Des membres du Mouvement du 23 mars (M23) ont tué au moins vingt hommes et violé des dizaines de femmes et de jeunes filles, révèle une enquête d'Amnesty International publiée ce vendredi. Ces actes qui se sont déroulés le 21 et le 30 novembre 2022 à Kishishe constituent des crimes de guerre et pourraient constituer des crimes contre l’humanité.
Selon les informations recueillies par Amnesty International, ces actes s'inscrivent dans le cadre d'une campagne menée par le M23 pour punir et humilier les civils soupçonnés de soutenir des groupes armés rivaux, notamment les Forces démocratiques de libération du Rwanda (FDLR) et les Maï-Maï locaux.
"Depuis ces attaques, les survivants vivent dans la terreur et le dénuement le plus total. Si certaines victimes de viol ont reçu des soins médicaux de base dans des centres de santé communautaires, la plupart d'entre elles ont besoin de toute urgence de soins médicaux et de santé mentale adaptés, ainsi que d'une aide humanitaire", a déclaré Tigere Chagutah, directeur régional d'Amnesty International pour l'Afrique orientale et australe.
Des survivants et des témoins ont raconté à Amnesty International qu'après avoir pris le contrôle de Kishishe, des groupes de combattants du M23 ont fait du porte-à-porte, tuant sommairement tous les hommes adultes qu'ils trouvaient et soumettant des dizaines de femmes à des viols, y compris des viols collectifs.
« Ils ont franchi la porte de l'enceinte et rassemblé tous les hommes présents, sept au total, qu'ils ont tués. Cinq soldats nous ont ensuite violées : six femmes et moi.

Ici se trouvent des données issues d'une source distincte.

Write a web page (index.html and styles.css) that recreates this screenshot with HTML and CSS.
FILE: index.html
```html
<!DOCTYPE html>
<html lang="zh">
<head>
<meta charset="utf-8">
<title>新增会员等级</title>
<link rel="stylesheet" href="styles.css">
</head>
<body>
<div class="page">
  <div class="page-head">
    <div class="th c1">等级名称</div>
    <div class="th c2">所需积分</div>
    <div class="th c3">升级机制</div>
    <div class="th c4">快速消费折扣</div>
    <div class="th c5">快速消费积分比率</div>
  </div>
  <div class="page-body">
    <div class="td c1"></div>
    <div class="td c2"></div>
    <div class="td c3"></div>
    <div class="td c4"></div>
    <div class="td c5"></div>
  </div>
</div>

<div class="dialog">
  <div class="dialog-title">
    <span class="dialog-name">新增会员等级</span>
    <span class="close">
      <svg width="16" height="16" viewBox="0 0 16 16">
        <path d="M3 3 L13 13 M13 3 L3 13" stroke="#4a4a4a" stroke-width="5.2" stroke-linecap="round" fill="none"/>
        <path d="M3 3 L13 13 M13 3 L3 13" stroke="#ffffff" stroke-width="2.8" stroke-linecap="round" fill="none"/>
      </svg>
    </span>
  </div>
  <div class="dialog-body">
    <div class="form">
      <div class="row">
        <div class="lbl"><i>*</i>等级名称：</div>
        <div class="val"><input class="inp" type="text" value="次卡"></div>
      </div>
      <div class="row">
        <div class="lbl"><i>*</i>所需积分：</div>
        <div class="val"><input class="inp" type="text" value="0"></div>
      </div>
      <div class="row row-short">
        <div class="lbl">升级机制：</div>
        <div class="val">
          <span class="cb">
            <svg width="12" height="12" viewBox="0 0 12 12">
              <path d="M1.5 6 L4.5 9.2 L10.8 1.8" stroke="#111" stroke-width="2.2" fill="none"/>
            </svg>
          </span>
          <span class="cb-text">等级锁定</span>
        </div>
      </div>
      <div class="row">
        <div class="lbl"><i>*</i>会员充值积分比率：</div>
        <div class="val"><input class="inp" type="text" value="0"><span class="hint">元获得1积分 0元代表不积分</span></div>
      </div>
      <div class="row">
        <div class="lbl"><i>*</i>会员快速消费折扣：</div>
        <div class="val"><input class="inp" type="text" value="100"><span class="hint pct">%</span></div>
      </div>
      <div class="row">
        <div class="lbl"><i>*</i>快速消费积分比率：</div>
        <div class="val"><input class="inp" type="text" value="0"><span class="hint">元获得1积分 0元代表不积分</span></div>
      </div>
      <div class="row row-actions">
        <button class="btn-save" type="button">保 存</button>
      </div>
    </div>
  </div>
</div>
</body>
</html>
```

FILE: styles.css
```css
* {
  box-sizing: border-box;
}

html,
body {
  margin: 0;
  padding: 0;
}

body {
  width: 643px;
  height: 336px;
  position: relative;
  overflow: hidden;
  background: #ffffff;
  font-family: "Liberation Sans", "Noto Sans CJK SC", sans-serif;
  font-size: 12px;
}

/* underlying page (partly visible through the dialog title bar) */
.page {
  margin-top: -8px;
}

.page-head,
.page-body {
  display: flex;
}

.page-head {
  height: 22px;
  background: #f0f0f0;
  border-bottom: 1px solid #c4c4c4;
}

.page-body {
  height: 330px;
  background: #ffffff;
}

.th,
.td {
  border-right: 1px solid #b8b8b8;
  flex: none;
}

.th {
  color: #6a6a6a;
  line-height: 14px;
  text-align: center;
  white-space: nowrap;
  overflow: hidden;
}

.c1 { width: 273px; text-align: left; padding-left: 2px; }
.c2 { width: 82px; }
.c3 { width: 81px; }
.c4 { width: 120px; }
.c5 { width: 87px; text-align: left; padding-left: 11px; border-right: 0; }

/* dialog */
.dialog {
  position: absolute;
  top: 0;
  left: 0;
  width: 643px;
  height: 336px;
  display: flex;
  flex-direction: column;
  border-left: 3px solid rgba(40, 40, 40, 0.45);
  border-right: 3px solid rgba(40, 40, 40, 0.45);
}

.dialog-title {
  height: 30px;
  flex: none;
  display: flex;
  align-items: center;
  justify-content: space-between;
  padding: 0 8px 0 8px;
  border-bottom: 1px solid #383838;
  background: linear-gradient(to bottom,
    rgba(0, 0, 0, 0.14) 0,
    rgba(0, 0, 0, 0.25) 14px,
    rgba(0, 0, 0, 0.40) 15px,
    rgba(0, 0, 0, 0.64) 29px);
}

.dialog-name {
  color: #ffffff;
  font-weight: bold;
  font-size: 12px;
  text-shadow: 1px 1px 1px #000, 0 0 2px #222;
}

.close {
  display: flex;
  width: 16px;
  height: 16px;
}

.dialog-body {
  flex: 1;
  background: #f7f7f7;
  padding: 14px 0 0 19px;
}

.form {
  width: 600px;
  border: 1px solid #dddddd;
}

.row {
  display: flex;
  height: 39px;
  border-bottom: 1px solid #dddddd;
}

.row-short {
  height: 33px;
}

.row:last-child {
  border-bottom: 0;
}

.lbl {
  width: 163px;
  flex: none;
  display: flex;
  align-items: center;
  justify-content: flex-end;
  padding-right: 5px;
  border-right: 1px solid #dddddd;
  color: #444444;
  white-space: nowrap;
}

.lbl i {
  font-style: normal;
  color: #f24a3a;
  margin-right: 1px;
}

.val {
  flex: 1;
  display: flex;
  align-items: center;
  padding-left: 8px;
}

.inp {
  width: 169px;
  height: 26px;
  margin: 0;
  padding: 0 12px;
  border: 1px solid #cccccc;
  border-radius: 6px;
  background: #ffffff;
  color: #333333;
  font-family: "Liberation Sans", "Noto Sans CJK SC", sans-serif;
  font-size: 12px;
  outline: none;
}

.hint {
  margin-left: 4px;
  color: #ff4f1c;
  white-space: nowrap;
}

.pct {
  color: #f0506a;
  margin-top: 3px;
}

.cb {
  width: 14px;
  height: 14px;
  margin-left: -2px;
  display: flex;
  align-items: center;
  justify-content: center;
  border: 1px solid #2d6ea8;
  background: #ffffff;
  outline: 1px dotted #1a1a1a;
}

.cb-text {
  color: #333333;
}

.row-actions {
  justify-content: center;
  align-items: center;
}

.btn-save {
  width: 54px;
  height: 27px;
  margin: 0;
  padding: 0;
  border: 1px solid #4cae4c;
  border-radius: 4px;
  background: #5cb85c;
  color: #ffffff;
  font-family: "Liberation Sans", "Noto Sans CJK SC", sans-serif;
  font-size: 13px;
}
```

Ils nous appelaient les femmes des FDLR », témoigne Aline qui a été violée le 29 novembre.
Eugénie* a été violée par trois soldats du M23 le 30 novembre 2022 devant une église où elle s'était réfugiée avec sa famille à la suite d'affrontements entre le M23 et d'autres groupes armés.

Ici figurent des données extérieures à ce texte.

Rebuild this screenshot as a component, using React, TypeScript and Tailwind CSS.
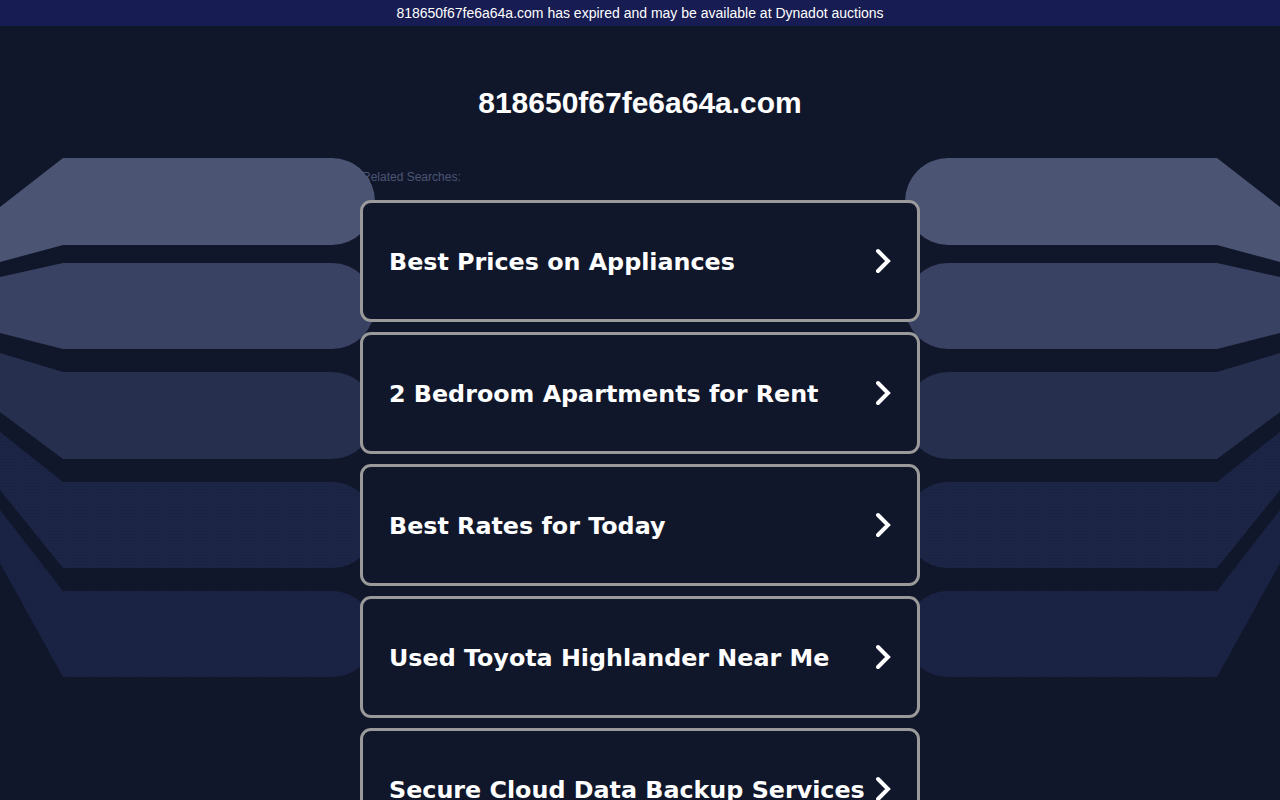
import React from "react";

const items = [
  "Best Prices on Appliances",
  "2 Bedroom Apartments for Rent",
  "Best Rates for Today",
  "Used Toyota Highlander Near Me",
  "Secure Cloud Data Backup Services",
];

const bands = [
  { t: 158, b: 245, lt: 207, lb: 262, c: "#4b5573" },
  { t: 263, b: 349, lt: 277, lb: 333, c: "#3a4263" },
  { t: 372, b: 459, lt: 353, lb: 412, c: "#272f4f" },
  { t: 482, b: 568, lt: 432, lb: 490, c: "#1d2546", dots: true },
  { t: 591, b: 677, lt: 510, lb: 563, c: "#1b2344", dots: true },
];

function leftPath(t: number, b: number, lt: number, lb: number) {
  const r = (b - t) / 2;
  return `M0,${lt} L63,${t} H${375 - r} A${r},${r} 0 0 1 ${375 - r},${b} H63 L0,${lb} Z`;
}

function Decor() {
  return (
    <svg
      className="absolute left-0 top-0 z-10 pointer-events-none"
      width="1280"
      height="800"
      viewBox="0 0 1280 800"
    >
      <defs>
        <pattern id="dots" width="3" height="3" patternUnits="userSpaceOnUse">
          <rect x="0" y="0" width="1" height="1" fill="#18203f" />
        </pattern>
      </defs>
      {bands.map((bd, i) => {
        const d = leftPath(bd.t, bd.b, bd.lt, bd.lb);
        return (
          <g key={i}>
            <path d={d} fill={bd.c} />
            {bd.dots && <path d={d} fill="url(#dots)" />}
            <g transform="translate(1280,0) scale(-1,1)">
              <path d={d} fill={bd.c} />
              {bd.dots && <path d={d} fill="url(#dots)" />}
            </g>
          </g>
        );
      })}
    </svg>
  );
}

function Chevron() {
  return (
    <svg width="16" height="26" viewBox="0 0 16 26" className="shrink-0">
      <polyline
        points="3,3 13,13 3,23"
        fill="none"
        stroke="#ffffff"
        strokeWidth="4"
        strokeLinecap="round"
        strokeLinejoin="miter"
      />
    </svg>
  );
}

export default function App() {
  return (
    <div className="relative min-h-[800px] w-full overflow-hidden bg-[#11172b]">
      <div
        className="relative z-20 flex h-[26px] items-center justify-center bg-[#171c52] text-[14px] text-white"
        style={{ fontFamily: '"Liberation Sans", Arial, sans-serif' }}
      >
        818650f67fe6a64a.com has expired and may be available at Dynadot auctions
      </div>
      <Decor />
      <div className="relative mx-auto w-[560px]">
        <h1
          className="mt-[59px] text-center text-[30px] font-bold leading-[36px] text-white"
          style={{ fontFamily: '"Liberation Sans", Arial, sans-serif' }}
        >
          818650f67fe6a64a.com
        </h1>
        <div
          className="relative z-0 mt-[48px] pl-[2px] text-[12px] leading-[16px] text-[#4b5573]"
          style={{ fontFamily: '"Liberation Sans", Arial, sans-serif' }}
        >
          Related Searches:
        </div>
        <div className="relative z-20 mt-[15px] flex flex-col gap-[10px]">
          {items.map((t) => (
            <div
              key={t}
              className="flex h-[122px] items-center justify-between rounded-[11px] border-[3px] border-[#9a9a9a] bg-[#11172b] pl-[26px] pr-[26px]"
            >
              <span
                className="pt-[4px] text-[23.8px] font-bold text-white"
                style={{ fontFamily: '"DejaVu Sans", Verdana, sans-serif' }}
              >
                {t}
              </span>
              <Chevron />
            </div>
          ))}
        </div>
      </div>
    </div>
  );
}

" Ils ont dit que nous étions tous des FDLR. Ils ont distingué les hommes et les ont abattus, y compris mon mari et mes deux fils. Trois soldats du M23 m'ont ensuite emmenée derrière l'église et m'ont violée à tour de rôle. Je pensais que je ne survivrais pas".
Quelques jours après l'attaque, les autorités congolaises ont "fermement condamné les crimes odieux commis à Kishishe et Bambo" et ont promis de faire tout ce qui était en leur pouvoir pour que justice soit faite. Près de trois mois plus tard, les progrès sont minimes, constate l'ONG.

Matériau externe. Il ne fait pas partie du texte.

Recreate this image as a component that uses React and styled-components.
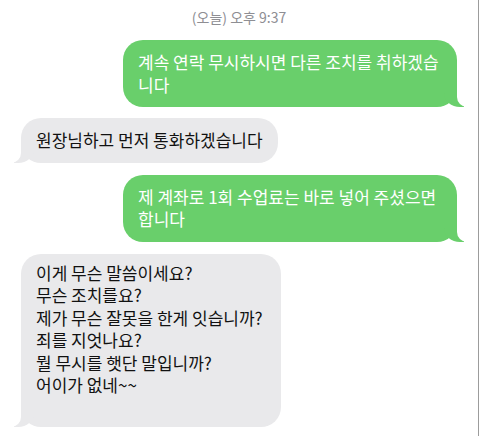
import React from 'react';
import styled, { createGlobalStyle } from 'styled-components';

const GlobalStyle = createGlobalStyle`
  html, body { margin: 0; padding: 0; background: #fff; }
  body {
    font-family: "Noto Sans CJK KR", "Noto Sans", sans-serif;
    -webkit-font-smoothing: antialiased;
  }
`;

const Screen = styled.div`
  width: 479px;
  height: 436px;
  border-right: 1px solid #9c9c9c;
  box-sizing: border-box;
  overflow: hidden;
  display: flex;
  flex-direction: column;
  padding: 7px 21px 0 21px;
`;

const Stamp = styled.div`
  text-align: center;
  font-size: 14px;
  color: #8e8e93;
  line-height: 20px;
  margin-bottom: 13px;
`;

const Row = styled.div`
  display: flex;
  justify-content: ${p => (p.$me ? 'flex-end' : 'flex-start')};
  margin-bottom: ${p => p.$gap || 12}px;
`;

const Bubble = styled.div`
  position: relative;
  max-width: 334px;
  box-sizing: border-box;
  padding: ${p => p.$pad || '11px 15px'};
  border-radius: 20px;
  font-size: 17px;
  line-height: 22.5px;
  white-space: pre-wrap;
  color: ${p => (p.$me ? '#fff' : '#111')};
  background: ${p => (p.$me ? '#69cf6b' : '#e9e9eb')};

  &::before,
  &::after {
    content: '';
    position: absolute;
    bottom: 0;
    height: 22px;
  }

  &::before {
    width: 20px;
    background: ${p => (p.$me ? '#69cf6b' : '#e9e9eb')};
    ${p => (p.$me
      ? 'right: -7px; border-bottom-left-radius: 16px 14px;'
      : 'left: -7px; border-bottom-right-radius: 16px 14px;')}
  }

  &::after {
    width: 26px;
    background: #fff;
    ${p => (p.$me
      ? 'right: -26px; border-bottom-left-radius: 10px;'
      : 'left: -26px; border-bottom-right-radius: 10px;')}
  }
`;

const messages = [
  { me: true, text: '계속 연락 무시하시면 다른 조치를 취하겠습니다', gap: 11 },
  { me: false, text: '원장님하고 먼저 통화하겠습니다', gap: 12 },
  { me: true, text: '제 계좌로 1회 수업료는 바로 넣어 주셨으면 합니다', gap: 12 },
  {
    me: false,
    text: '이게 무슨 말씀이세요?\n무슨 조치를요?\n제가 무슨 잘못을 한게 잇습니까?\n죄를 지엇나요?\n뭘 무시를 햇단 말입니까?\n어이가 없네~~\n ',
    gap: 0,
    pad: '8px 18px 8px 15px',
  },
];

export default function App() {
  return (
    <>
      <GlobalStyle />
      <Screen>
        <Stamp>(오늘) 오후 9:37</Stamp>
        {messages.map((m, i) => (
          <Row key={i} $me={m.me} $gap={m.gap}>
            <Bubble $me={m.me} $pad={m.pad}>{m.text}</Bubble>
          </Row>
        ))}
      </Screen>
    </>
  );
}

"Les autorités de la RDC, avec le soutien international, notamment par le biais des processus politiques en cours menés par la Communauté d'Afrique de l'Est et l'Union africaine, doivent demander des comptes aux auteurs de ces crimes odieux et rendre justice aux victimes. Elles doivent prendre d'urgence toutes les mesures nécessaires pour que les survivants de ces crimes reçoivent rapidement des soins de santé adéquats et une assistance humanitaire."
*Les noms des témoins ont été modifiés pour protéger leur identité.